Former KDLG news director Bob King has been crunching the numbers, and says sometime next season the Bay's 2,000,000,000 commercially-caught salmon will come out of the water.
Next July, a commercial fisherman will land the two billionth salmon caught in Bristol Bay’s 133-year fishing history.
Since the inception of the canned salmon industry there in 1884, Bristol Bay fishermen have landed 1.99 billion salmon, 93 percent of which were sockeye. Fishermen will achieve the two-billion-salmon milestone when they catch another 9.5 million.
This will happen next season, based on ADF&G’s recently released forecast for a harvest of almost 30 million sockeye in 2016.
The catching of the two billionth salmon is an opportunity to reflect on Bristol Bay’s salmon resources, their value to fishermen and the state, and the reasons for their health.
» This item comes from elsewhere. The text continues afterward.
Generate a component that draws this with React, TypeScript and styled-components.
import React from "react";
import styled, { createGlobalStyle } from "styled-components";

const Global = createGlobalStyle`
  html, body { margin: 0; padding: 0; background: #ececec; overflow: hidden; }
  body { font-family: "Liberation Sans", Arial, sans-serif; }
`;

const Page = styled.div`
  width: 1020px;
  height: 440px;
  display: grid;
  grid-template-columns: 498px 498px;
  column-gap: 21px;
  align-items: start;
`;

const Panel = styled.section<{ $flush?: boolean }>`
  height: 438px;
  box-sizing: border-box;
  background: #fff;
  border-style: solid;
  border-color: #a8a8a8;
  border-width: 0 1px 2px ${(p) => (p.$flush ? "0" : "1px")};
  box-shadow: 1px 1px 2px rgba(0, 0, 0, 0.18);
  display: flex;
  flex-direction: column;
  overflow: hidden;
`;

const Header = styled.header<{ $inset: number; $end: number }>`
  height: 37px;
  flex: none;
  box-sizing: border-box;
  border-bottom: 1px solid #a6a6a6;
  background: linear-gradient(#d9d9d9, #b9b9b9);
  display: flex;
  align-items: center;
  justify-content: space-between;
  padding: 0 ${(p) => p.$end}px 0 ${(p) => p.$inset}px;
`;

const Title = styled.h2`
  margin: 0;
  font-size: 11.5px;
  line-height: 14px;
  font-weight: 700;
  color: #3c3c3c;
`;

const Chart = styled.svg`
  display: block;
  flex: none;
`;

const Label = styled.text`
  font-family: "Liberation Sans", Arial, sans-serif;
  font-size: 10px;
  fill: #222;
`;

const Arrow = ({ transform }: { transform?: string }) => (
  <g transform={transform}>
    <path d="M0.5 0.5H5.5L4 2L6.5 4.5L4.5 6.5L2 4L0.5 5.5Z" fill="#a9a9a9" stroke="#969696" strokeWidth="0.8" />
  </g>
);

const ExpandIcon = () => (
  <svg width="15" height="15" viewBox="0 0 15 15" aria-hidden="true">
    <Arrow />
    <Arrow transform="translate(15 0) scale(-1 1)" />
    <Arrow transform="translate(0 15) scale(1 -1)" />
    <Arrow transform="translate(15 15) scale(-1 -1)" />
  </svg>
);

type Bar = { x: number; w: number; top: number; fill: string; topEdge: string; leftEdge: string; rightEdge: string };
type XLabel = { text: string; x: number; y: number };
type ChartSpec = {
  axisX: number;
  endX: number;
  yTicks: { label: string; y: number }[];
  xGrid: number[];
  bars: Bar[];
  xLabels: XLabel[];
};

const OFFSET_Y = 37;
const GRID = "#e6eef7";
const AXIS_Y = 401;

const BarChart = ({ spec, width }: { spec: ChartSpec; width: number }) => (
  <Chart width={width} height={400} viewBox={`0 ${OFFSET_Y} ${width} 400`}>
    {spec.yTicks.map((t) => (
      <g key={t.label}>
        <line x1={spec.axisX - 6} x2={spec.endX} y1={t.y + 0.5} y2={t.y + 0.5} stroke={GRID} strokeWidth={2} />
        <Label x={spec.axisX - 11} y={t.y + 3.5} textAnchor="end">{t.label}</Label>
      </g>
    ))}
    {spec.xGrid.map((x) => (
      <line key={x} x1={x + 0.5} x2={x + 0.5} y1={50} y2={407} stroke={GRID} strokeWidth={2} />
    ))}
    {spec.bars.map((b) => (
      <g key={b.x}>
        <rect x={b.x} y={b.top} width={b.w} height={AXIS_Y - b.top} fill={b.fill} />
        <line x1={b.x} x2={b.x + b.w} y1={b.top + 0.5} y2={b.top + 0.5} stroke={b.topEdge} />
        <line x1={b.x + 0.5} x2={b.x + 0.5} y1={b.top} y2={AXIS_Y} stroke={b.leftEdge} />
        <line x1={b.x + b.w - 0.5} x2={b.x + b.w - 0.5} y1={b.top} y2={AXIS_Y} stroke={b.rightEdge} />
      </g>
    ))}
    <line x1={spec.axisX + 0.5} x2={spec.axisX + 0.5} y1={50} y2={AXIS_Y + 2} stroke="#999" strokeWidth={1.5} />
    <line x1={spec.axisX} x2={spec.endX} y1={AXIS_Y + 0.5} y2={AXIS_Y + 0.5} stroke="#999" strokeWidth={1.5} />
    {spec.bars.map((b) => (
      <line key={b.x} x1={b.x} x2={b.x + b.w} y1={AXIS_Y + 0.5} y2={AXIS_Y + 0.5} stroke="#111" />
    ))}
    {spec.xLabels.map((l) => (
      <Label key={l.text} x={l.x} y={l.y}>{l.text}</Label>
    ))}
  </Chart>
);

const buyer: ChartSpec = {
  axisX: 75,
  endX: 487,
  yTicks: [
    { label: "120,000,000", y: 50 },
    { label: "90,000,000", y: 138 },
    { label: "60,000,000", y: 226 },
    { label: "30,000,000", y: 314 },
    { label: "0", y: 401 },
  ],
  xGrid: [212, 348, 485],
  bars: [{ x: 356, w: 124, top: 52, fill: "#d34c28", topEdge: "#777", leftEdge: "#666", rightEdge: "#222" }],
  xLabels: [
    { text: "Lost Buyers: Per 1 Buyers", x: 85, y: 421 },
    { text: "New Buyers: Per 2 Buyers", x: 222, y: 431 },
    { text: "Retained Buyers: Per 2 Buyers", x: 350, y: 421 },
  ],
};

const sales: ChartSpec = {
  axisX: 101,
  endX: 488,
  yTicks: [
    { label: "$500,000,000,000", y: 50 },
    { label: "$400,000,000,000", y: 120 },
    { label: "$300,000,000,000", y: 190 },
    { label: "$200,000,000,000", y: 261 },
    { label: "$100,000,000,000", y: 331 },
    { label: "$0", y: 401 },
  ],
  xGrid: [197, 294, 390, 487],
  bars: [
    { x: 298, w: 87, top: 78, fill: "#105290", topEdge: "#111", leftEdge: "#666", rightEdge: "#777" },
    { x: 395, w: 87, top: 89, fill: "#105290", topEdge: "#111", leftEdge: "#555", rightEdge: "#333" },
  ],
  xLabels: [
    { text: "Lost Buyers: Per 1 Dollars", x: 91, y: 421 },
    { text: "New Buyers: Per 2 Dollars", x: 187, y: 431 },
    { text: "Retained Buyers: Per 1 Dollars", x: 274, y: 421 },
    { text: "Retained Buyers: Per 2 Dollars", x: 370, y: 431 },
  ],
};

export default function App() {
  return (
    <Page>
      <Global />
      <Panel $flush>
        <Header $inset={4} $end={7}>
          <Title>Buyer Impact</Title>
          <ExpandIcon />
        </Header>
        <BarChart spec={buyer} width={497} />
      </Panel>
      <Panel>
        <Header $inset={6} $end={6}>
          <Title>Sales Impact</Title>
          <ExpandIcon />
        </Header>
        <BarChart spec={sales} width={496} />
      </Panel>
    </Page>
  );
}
Two billion salmon is about 12 billion pounds of high-quality protein that is in demand around the world. Fishermen earned $5 billion from that catch, and its wholesale value is two or three times that. It is the product of a fishery that is healthy and sustainable.
The success of the Bristol Bay salmon fishery can be attributed to the region’s tremendously productive natural habitat, the science-based management of the resource, and the shared commitment to stewardship by the state, fishermen, and seafood processors.
Salmon elsewhere around the world have not fared as well. On the Atlantic Coast and in the Pacific Northwest, salmon stocks have suffered from overfishing, dams, loss of habitat, and pollution.
Bristol Bay wasn’t immune from such threats. Stocks were overfished in the early years and hammered by foreign high-seas fleets. In the 1950s, Bristol Bay catches sank.
Then came Alaska statehood, bringing a constitutionally mandated commitment to sustainability. Fish and Game took that charge seriously, applying new science and management tools.
Processors supplemented that work by funding the University of Washington’s Fisheries Research Institute. The University of Alaska and the locally-funded Bristol Bay Science and Research Institute added to those efforts.
Rebuilding salmon runs didn’t come easily. It required sacrifices on the part of fishermen and processors that were hard on many. But it paid off. Combined with favorable natural conditions, it resulted in the unprecedented harvests Bristol Bay produced in recent decades.
It took 95 years for Bristol Bay to produce its first billion salmon. The two billionth salmon will come just 38 years after that.
That one billionth salmon was caught on the afternoon of June 28, 1978, in the Nushagak River district.
At the end of the 1977 season, the combined Bristol Bay catch stood at 998 million salmon, two million short of the billion-fish mark. The 1978 season started slowly as fishermen and processors haggled over sockeye prices.
Early in the season, 700,000 salmon were landed but fishing ground to a halt as price talks dragged on. Fishermen and processors finally reached a settlement on June 27 and the fleet immediately went out.
In twelve-hour openings that day in the Naknek/Kvichak and Egegik districts, fishermen landed 900,000 salmon, boosting the total to 1.6 million.
The Nushagak district then opened the following morning. When it closed at 6 p.m. on June 28, another 660 thousand salmon had been landed, including the billionth fish.
It was probably a sockeye, but one in five salmon landed that day on the Nushagak was a chum. It also could have been a Chinook. The 1978 season was pretty good for king salmon, but only three thousand were landed that day.
Rarer still, it could been a pink salmon. 1978 would be a record year for pinks in Bristol Bay but that day only five were landed.
Whoever catches the two billionth salmon will never be known. Fishing will probably be fast and furious when next year’s catch tops 9.5 million. Anyone could claim credit for catching the two billionth salmon. And everyone should.
Management and preservation of a resource as valuable as Bristol Bay is a shared long-term responsibility of fishermen, processors, and the state and federal governments.
While we celebrate this milestone of history, we should keep our focus on Bristol Bay’s future.
Because challenges remain. Climate change, warming ocean temperatures, and increased acidification pose potential threats to the high seas survival of salmon. The state’s current budget woes threaten support for needed research and management efforts.
With continued scientific management of the salmon resource, maintaining the fish’s natural habitat, and a little good luck, Bristol Bay fishermen might look forward to catching its three billionth salmon in 2054.
Bob King was news director of KDLG radio from 1978 to 1994. He recently served as advisor on fishery issues to U.S. Senator Mark Begich.